▸ TASK INSTRUCTIONS
Each line of the listing must be transcribed exactly, except for the images, which should be excluded.

## Start

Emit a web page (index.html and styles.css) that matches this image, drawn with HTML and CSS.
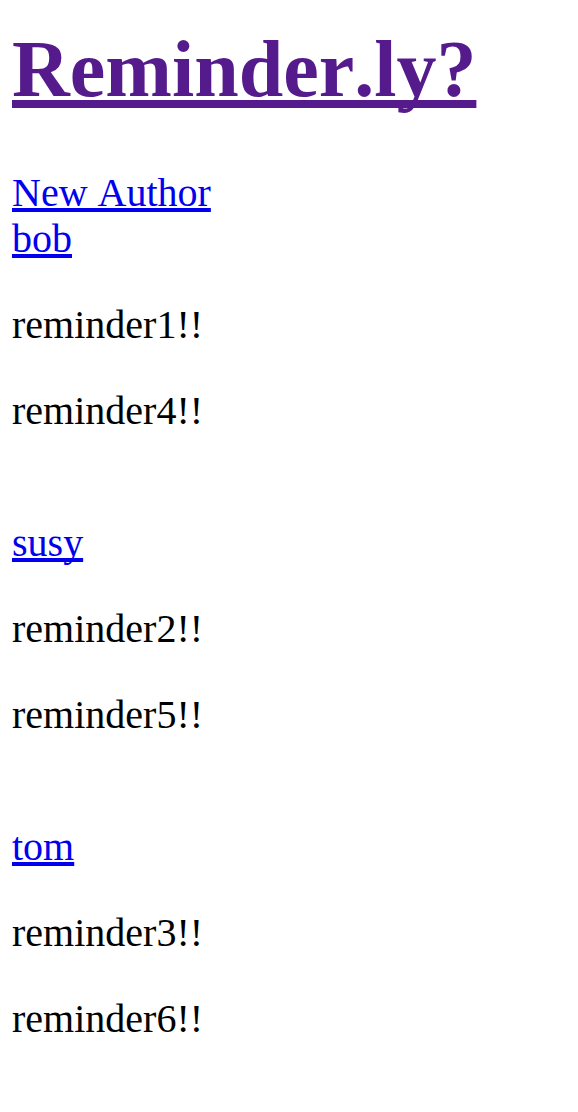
FILE: index.html
```html
<!DOCTYPE html>
<html lang="en">
<head>
<meta charset="utf-8">
<title>Reminder.ly?</title>
<link rel="stylesheet" href="styles.css">
</head>
<body>
<header>
<h1 class="site-title"><a class="title-link" href="#">Reminder.ly?</a></h1>
<a class="link" href="#new">New Author</a>
</header>
<main class="authors">
<section class="author">
<a class="link" href="#bob">bob</a>
<p class="reminder">reminder1!!</p>
<p class="reminder">reminder4!!</p>
</section>
<section class="author">
<a class="link" href="#susy">susy</a>
<p class="reminder">reminder2!!</p>
<p class="reminder">reminder5!!</p>
</section>
<section class="author">
<a class="link" href="#tom">tom</a>
<p class="reminder">reminder3!!</p>
<p class="reminder">reminder6!!</p>
</section>
</main>
</body>
</html>
```

FILE: styles.css
```css
body {
  margin: 0;
  padding: 24px 12px;
  background: #fff;
  color: #000;
  font-family: "Liberation Serif", "Times New Roman", serif;
  font-size: 40px;
  line-height: 46px;
  font-kerning: none;
}

.site-title {
  margin: 0 0 56px;
  font-size: 80px;
  line-height: 90px;
}

.title-link {
  color: #551a8b;
  text-decoration-thickness: 8px;
  text-underline-offset: 4px;
  text-decoration-skip-ink: none;
}

.link {
  color: #0000ee;
  text-decoration-thickness: 4px;
  text-underline-offset: 2px;
  text-decoration-skip-ink: none;
}

.authors {
  display: grid;
  gap: 86px;
}

.reminder {
  margin: 40px 0 0;
}
```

## End

▸ ANSWER TO THIS PROBLEM
Emit a web page (index.html and styles.css) that matches this image, drawn with HTML and CSS.
FILE: index.html
```html
<!DOCTYPE html>
<html lang="en">
<head>
<meta charset="utf-8">
<title>Reminder.ly?</title>
<link rel="stylesheet" href="styles.css">
</head>
<body>
<header>
<h1 class="site-title"><a class="title-link" href="#">Reminder.ly?</a></h1>
<a class="link" href="#new">New Author</a>
</header>
<main class="authors">
<section class="author">
<a class="link" href="#bob">bob</a>
<p class="reminder">reminder1!!</p>
<p class="reminder">reminder4!!</p>
</section>
<section class="author">
<a class="link" href="#susy">susy</a>
<p class="reminder">reminder2!!</p>
<p class="reminder">reminder5!!</p>
</section>
<section class="author">
<a class="link" href="#tom">tom</a>
<p class="reminder">reminder3!!</p>
<p class="reminder">reminder6!!</p>
</section>
</main>
</body>
</html>
```

FILE: styles.css
```css
body {
  margin: 0;
  padding: 24px 12px;
  background: #fff;
  color: #000;
  font-family: "Liberation Serif", "Times New Roman", serif;
  font-size: 40px;
  line-height: 46px;
  font-kerning: none;
}

.site-title {
  margin: 0 0 56px;
  font-size: 80px;
  line-height: 90px;
}

.title-link {
  color: #551a8b;
  text-decoration-thickness: 8px;
  text-underline-offset: 4px;
  text-decoration-skip-ink: none;
}

.link {
  color: #0000ee;
  text-decoration-thickness: 4px;
  text-underline-offset: 2px;
  text-decoration-skip-ink: none;
}

.authors {
  display: grid;
  gap: 86px;
}

.reminder {
  margin: 40px 0 0;
}
```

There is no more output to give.